>> Begin

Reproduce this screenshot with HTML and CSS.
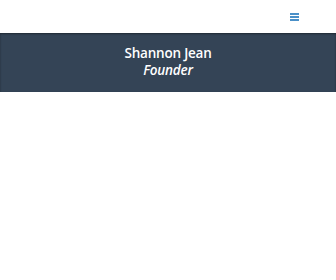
FILE: index.html
```html
<!DOCTYPE html>
<html>
<head>
<meta charset="utf-8">
<link rel="stylesheet" href="styles.css">
</head>
<body>
<header class="topbar">
  <button class="menu" aria-label="Menu">
    <svg width="9" height="8" viewBox="0 0 9 8"><rect y="0" width="9" height="2" fill="#4a90c8"/><rect y="3" width="9" height="2" fill="#4a90c8"/><rect y="6" width="9" height="2" fill="#4a90c8"/></svg>
  </button>
</header>
<section class="banner">
  <h1 class="name">Shannon Jean</h1>
  <p class="role">Founder</p>
</section>
</body>
</html>
```
FILE: styles.css
```css
html, body { margin: 0; padding: 0; background: #fff; }
body { font-family: "Open Sans", sans-serif; }
.topbar {
  height: 33px;
  display: flex;
  justify-content: flex-end;
  align-items: center;
  padding-right: 37px;
}
.menu {
  background: none;
  border: 0;
  padding: 0;
  display: flex;
}
.banner {
  background: #344456;
  height: 59px;
  box-sizing: border-box;
  padding-bottom: 2px;
  display: flex;
  flex-direction: column;
  align-items: center;
  justify-content: center;
  gap: 0;
  color: #fff;
  box-shadow: inset 0 1px 2px rgba(0,0,0,0.4);
}
.name {
  margin: 0;
  font-size: 13.5px;
  font-weight: 600;
  line-height: 17px;
  letter-spacing: -0.2px;
}
.role {
  margin: 0;
  font-size: 13.5px;
  font-weight: 600;
  font-style: italic;
  line-height: 17px;
  letter-spacing: -0.2px;
}
```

>> End

■ **Short exercise**: Reproduce all of the material exactly, apart from the pictures.

■ **Task solution**:
Reproduce this screenshot with HTML and CSS.
FILE: index.html
```html
<!DOCTYPE html>
<html>
<head>
<meta charset="utf-8">
<link rel="stylesheet" href="styles.css">
</head>
<body>
<header class="topbar">
  <button class="menu" aria-label="Menu">
    <svg width="9" height="8" viewBox="0 0 9 8"><rect y="0" width="9" height="2" fill="#4a90c8"/><rect y="3" width="9" height="2" fill="#4a90c8"/><rect y="6" width="9" height="2" fill="#4a90c8"/></svg>
  </button>
</header>
<section class="banner">
  <h1 class="name">Shannon Jean</h1>
  <p class="role">Founder</p>
</section>
</body>
</html>
```
FILE: styles.css
```css
html, body { margin: 0; padding: 0; background: #fff; }
body { font-family: "Open Sans", sans-serif; }
.topbar {
  height: 33px;
  display: flex;
  justify-content: flex-end;
  align-items: center;
  padding-right: 37px;
}
.menu {
  background: none;
  border: 0;
  padding: 0;
  display: flex;
}
.banner {
  background: #344456;
  height: 59px;
  box-sizing: border-box;
  padding-bottom: 2px;
  display: flex;
  flex-direction: column;
  align-items: center;
  justify-content: center;
  gap: 0;
  color: #fff;
  box-shadow: inset 0 1px 2px rgba(0,0,0,0.4);
}
.name {
  margin: 0;
  font-size: 13.5px;
  font-weight: 600;
  line-height: 17px;
  letter-spacing: -0.2px;
}
.role {
  margin: 0;
  font-size: 13.5px;
  font-weight: 600;
  font-style: italic;
  line-height: 17px;
  letter-spacing: -0.2px;
}
```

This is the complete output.